To Be Where You Are (A Mitford Novel)
The magic of the good old days. There is a satisfaction that comes from thinking about the past: fond memories of family and friends, the close-knit community of a small town where everyone knows everyone else, people sitting on porches watching life pass by at a leisurely pace.
For Jan Karon, after having a vision of an Episcopal priest walking down a village street, the Mitford Novels were born in 1994. At Home in Mitford, Book 1, went on to be nominated for three ABBY awards, reprinted 80 times, and became a Hallmark Channel Original Movie. What followed was a 23-year run of 14 Mitford novels. Jan Karon stepped away from the series for nine years before adding three more books starting in 2014.
To Be Where You Are is the latest book in the Mitford novels. First, book 14 is probably not the best place to start as a new reader of the Mitford novels. This series does encompass a whole town, albeit a small one. There is a great deal of history that has already been covered in the previous 13 books.

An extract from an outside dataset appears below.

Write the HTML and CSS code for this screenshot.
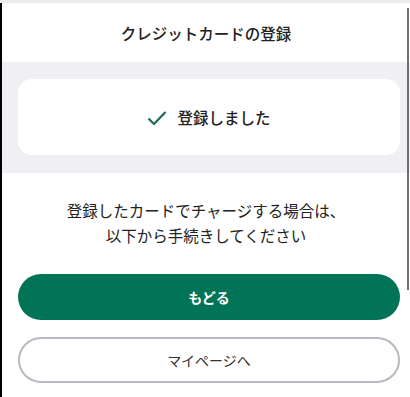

The books follow the family, friends, and neighbors of the Kavanagh family in the small town of Mitford, North Carolina. To Be Where You Are starts with Father Tim Kavanagh retired yet yearning for a new challenge. Newlyweds Dooley and Lace Kavanagh along with the rest of the family are facing personal challenges at every turn. The Kavanagh family is joined by a complete cast of characters that populate Mitford with all their personal trials and tribulations. Will the rural charm of Mitford survive the encroachment of the modern world?

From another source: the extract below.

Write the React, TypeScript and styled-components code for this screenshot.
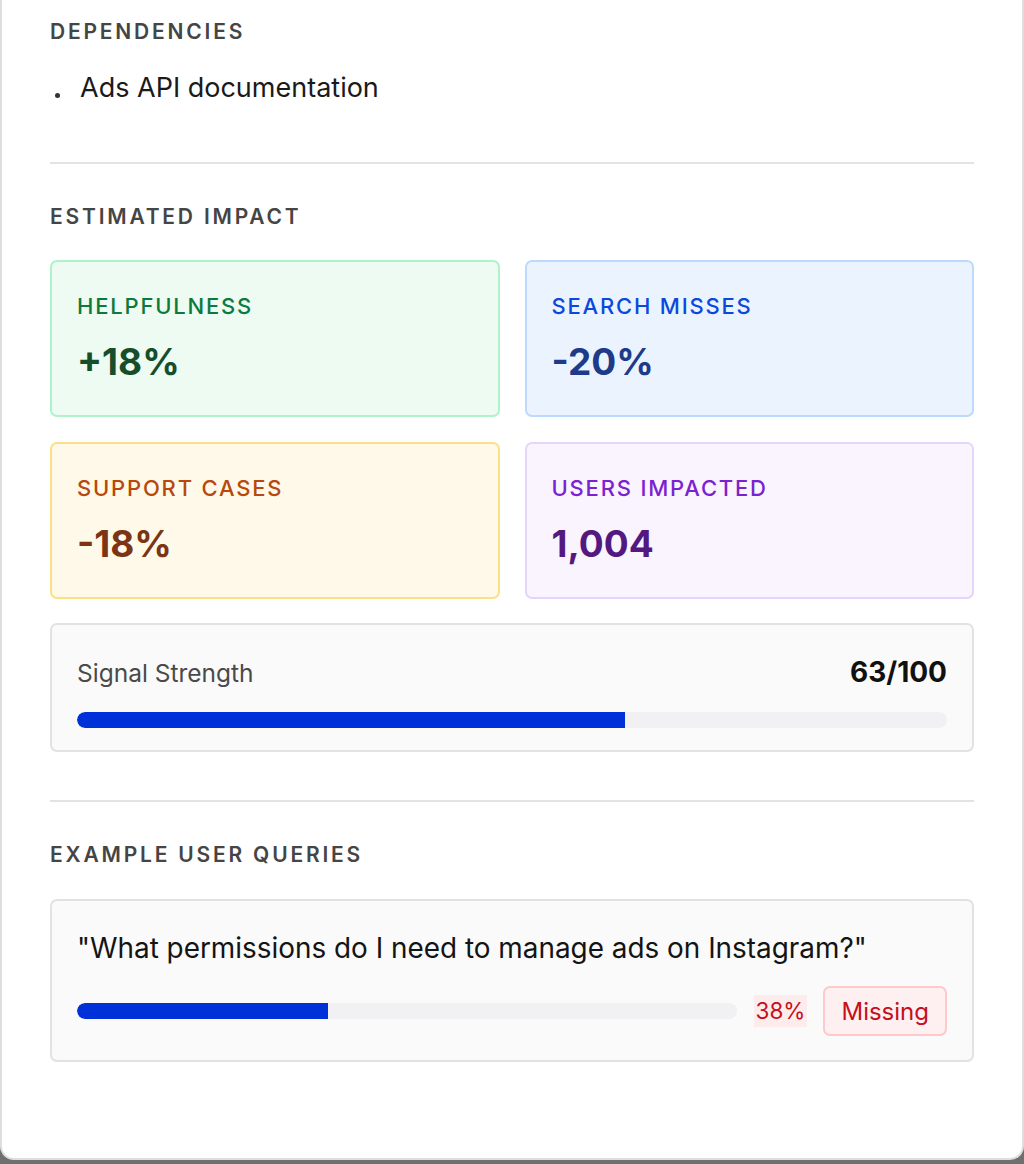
import React from "react";
import styled, { createGlobalStyle } from "styled-components";

// ============== Global =============
const GlobalStyle = createGlobalStyle`
  html, body {
    margin: 0;
    padding: 0;
    background: #6f6f6f;
  }
  * {
    box-sizing: border-box;
  }
  body {
    font-family: Inter, "Noto Sans", "Liberation Sans", sans-serif;
    color: #111;
  }
`;

// ============== Style Component =============
const Panel = styled.div`
  width: 1024px;
  height: 1160px;
  background: #ffffff;
  border: 2px solid #dedede;
  border-top: none;
  border-radius: 0 0 14px 14px;
  padding: 19px 48px 0;
  display: flex;
  flex-direction: column;
`;

const Section = styled.section<{ $mt?: number }>`
  display: flex;
  flex-direction: column;
  margin-top: ${(p) => p.$mt ?? 0}px;
`;

const SectionTitle = styled.h3`
  margin: 0;
  font-size: 21px;
  line-height: 26px;
  font-weight: 600;
  letter-spacing: 2.8px;
  color: #454545;
  text-transform: uppercase;
`;

const Divider = styled.hr<{ $mt: number }>`
  margin: ${(p) => p.$mt}px 0 0;
  border: none;
  height: 2px;
  background: #e3e3e3;
`;

const DepList = styled.ul`
  list-style: none;
  margin: 26px 0 0;
  padding: 0;
`;

const DepItem = styled.li`
  display: flex;
  align-items: center;
  gap: 20px;
  font-size: 27px;
  line-height: 34px;
  color: #1a1a1a;
  &::before {
    content: "";
    width: 5px;
    height: 5px;
    border-radius: 50%;
    background: #333;
    margin: 14px 0 0 5px;
  }
`;

const ImpactGrid = styled.div`
  display: grid;
  grid-template-columns: 1fr 1fr;
  gap: 25px;
  margin-top: 30px;
`;

type Tone = "green" | "blue" | "amber" | "purple";

const tones: Record<Tone, { bg: string; border: string; label: string; value: string }> = {
  green: { bg: "#edfbf3", border: "#aef2cc", label: "#0d7a3b", value: "#164e2c" },
  blue: { bg: "#ebf4fe", border: "#bcdafd", label: "#0b49dc", value: "#1e3a8a" },
  amber: { bg: "#fef9e9", border: "#fbe08a", label: "#b8480b", value: "#7b3415" },
  purple: { bg: "#f9f4fe", border: "#e6d4fd", label: "#7b22d0", value: "#53197f" },
};

const ImpactCard = styled.div<{ $tone: Tone }>`
  height: 157px;
  border-radius: 7px;
  background: ${(p) => tones[p.$tone].bg};
  border: 2px solid ${(p) => tones[p.$tone].border};
  padding: 29px 25px 0;
`;

const ImpactLabel = styled.div<{ $tone: Tone }>`
  font-size: 22px;
  line-height: 30px;
  letter-spacing: 1.8px;
  font-weight: 500;
  color: ${(p) => tones[p.$tone].label};
`;

const ImpactValue = styled.div<{ $tone: Tone }>`
  margin-top: 19px;
  font-size: 37px;
  line-height: 44px;
  font-weight: 700;
  color: ${(p) => tones[p.$tone].value};
`;

const GreyCard = styled.div`
  background: #fafafa;
  border: 2px solid #e2e2e2;
  border-radius: 7px;
`;

const SignalCard = styled(GreyCard)`
  margin-top: 24px;
  height: 129px;
  padding: 32px 25px 0;
`;

const SignalHead = styled.div`
  display: flex;
  justify-content: space-between;
  align-items: baseline;
`;

const SignalLabel = styled.span`
  font-size: 24.5px;
  line-height: 30px;
  color: #4a4a4a;
`;

const SignalScore = styled.span`
  font-size: 28px;
  line-height: 30px;
  font-weight: 700;
  color: #111;
`;

const Track = styled.div<{ $mt?: number }>`
  flex: 1;
  height: 16px;
  border-radius: 8px;
  background: #f1f1f4;
  overflow: hidden;
  margin-top: ${(p) => p.$mt ?? 0}px;
`;

const Fill = styled.div`
  height: 100%;
  background: #0030d8;
  border-radius: 8px 0 0 8px;
`;

const QueryCard = styled(GreyCard)`
  margin-top: 31px;
  height: 163px;
  padding: 29px 25px 0;
`;

const QueryText = styled.div`
  font-size: 27.9px;
  line-height: 36px;
  color: #141414;
`;

const QueryRow = styled.div`
  display: flex;
  align-items: center;
  margin-top: 20px;
`;

const Percent = styled.span`
  margin-left: 17px;
  padding: 0 2px;
  font-size: 22.5px;
  line-height: 32px;
  color: #c4101c;
  background: #fdecec;
`;

const Badge = styled.span`
  margin-left: 16px;
  height: 50px;
  padding: 0 16px;
  display: inline-flex;
  align-items: center;
  font-size: 24px;
  color: #c4101c;
  background: #feeff0;
  border: 2px solid #fec9ca;
  border-radius: 7px;
`;

// ============== Data ================

interface IImpact {
  label: string;
  value: string;
  tone: Tone;
}

const impacts: IImpact[] = [
  { label: "Helpfulness", value: "+18%", tone: "green" },
  { label: "Search misses", value: "-20%", tone: "blue" },
  { label: "Support cases", value: "-18%", tone: "amber" },
  { label: "Users impacted", value: "1,004", tone: "purple" },
];

const signal = 63;
const query = {
  text: '"What permissions do I need to manage ads on Instagram?"',
  score: 38,
};

// ========================================

export default function App() {
  return (
    <>
      <GlobalStyle />
      <Panel>
        <Section>
          <SectionTitle>Dependencies</SectionTitle>
          <DepList>
            <DepItem>Ads API documentation</DepItem>
          </DepList>
        </Section>

        <Divider $mt={57} />

        <Section $mt={40}>
          <SectionTitle>Estimated Impact</SectionTitle>
          <ImpactGrid>
            {impacts.map((item) => (
              <ImpactCard key={item.label} $tone={item.tone}>
                <ImpactLabel $tone={item.tone}>{item.label.toUpperCase()}</ImpactLabel>
                <ImpactValue $tone={item.tone}>{item.value}</ImpactValue>
              </ImpactCard>
            ))}
          </ImpactGrid>
          <SignalCard>
            <SignalHead>
              <SignalLabel>Signal Strength</SignalLabel>
              <SignalScore>{signal}/100</SignalScore>
            </SignalHead>
            <Track $mt={24}>
              <Fill style={{ width: `${signal}%` }} />
            </Track>
          </SignalCard>
        </Section>

        <Divider $mt={48} />

        <Section $mt={40}>
          <SectionTitle>Example User Queries</SectionTitle>
          <QueryCard>
            <QueryText>{query.text}</QueryText>
            <QueryRow>
              <Track>
                <Fill style={{ width: `${query.score}%` }} />
              </Track>
              <Percent>{query.score}%</Percent>
              <Badge>Missing</Badge>
            </QueryRow>
          </QueryCard>
        </Section>
      </Panel>
    </>
  );
}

This latest novel opens its door wide with a colorful, inviting welcome mat ready. Even though the Kavanagh family is the main focus of the story there is a large cast of characters. They are introduced throughout the novel without much background or fanfare. The novel gives the feeling of having stepped into a family reunion where everyone is catching up, chatting about the most exciting bits from their lives.
Readers new to the series and starting with To Be Where You Are will want to go back and catch up with the townsfolk of Mitford. If they forge ahead with this latest novel, it will feel jarring at times. The scenes and character settings change without much warning, and most are not tied together in any discernable way. Experienced readers of the series will fall into this book with ease.
Jan Karon's emphasis in To Be Where You Are is on personal, private challenges and the small decisions that lead to answers. Since it is centered around a Christian family there is plenty of faith, prayer, and community to lean on and learn from. The strength in Karon's writing comes from describing the ordinary, everyday life. It all feels comfortable and familiar. Mitford is the town people would want to grow up in, to have family in, a community to turn to in times of joy and sorrow. It seems simple yet right away readers will be invested in this place and these characters.
Father Kavanagh is still making the rounds to visit some of his parishioners. One of them is Louella living at Hope House. They start talking about Miss Sadie.
"Every day, I miss th' one who raised me."
"Helped raise you from an infant," he said, fond of the story.
"Bathed an' dressed me, pulled me aroun' in that little red wagon, cornrow'd my hair. You never seen th' like of ribbons she tied in my kinky hair."
. . .
“He liked laughing with Louella. Maybe the best way to honor the deceased was to laugh with the living.”
Readers who appreciate a slow pace and comforting story about ordinary people will enjoy To Be Where You Are.